French ministers have been under instructions in the past year to avoid using the word “austerity”, but yesterday Mr Fillon abandoned that strategy and said the savings – coming on top of a €12 billion cutbacks plan published in August – were the sign of a responsible government acting in a situation where “bankruptcy is no longer an abstract term”.

“We have only one goal – to protect the French people from the serious difficulties that many European countries are now facing,” he said. “I believe our citizens are now aware of the risks to our livelihoods and futures caused by deficits and debt.”

Mr Fillon also announced the salaries of Mr Sarkozy and his ministers would be frozen and called on business leaders to do the same, saying pay rises for some bosses were “frankly indecent”.

Opposition figures pointed out Mr Sarkozy more than doubled the president’s salary to €250,000 when he came to power in 2007.

The new measures reflect French hopes of preventing the euro zone debt crisis spreading to its second-largest economy.
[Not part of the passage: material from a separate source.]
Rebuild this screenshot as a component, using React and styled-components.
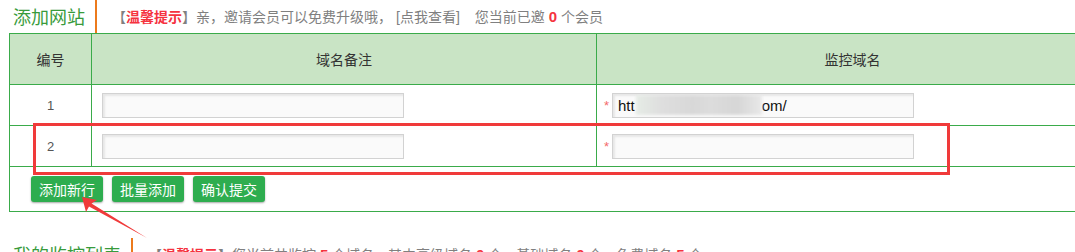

The country’s budget deficit stands at 5.7 per cent of gross domestic product, public debt is at € 1.7 trillion and the spread between French and German 10-year bonds last week reached their highest level since the creation of the euro.

The Italian crisis has amplified concerns in Paris. France’s largest banks had an overall exposure of $416.4 billion to Italy at the end of June, according to the Bank for International Settlements. That was more than twice German banks’ exposure and half of all European bank lending to Italy. With unemployment at over 9 per cent and polls showing he is flagging, the austerity plan comes at an awkward time for Mr Sarkozy.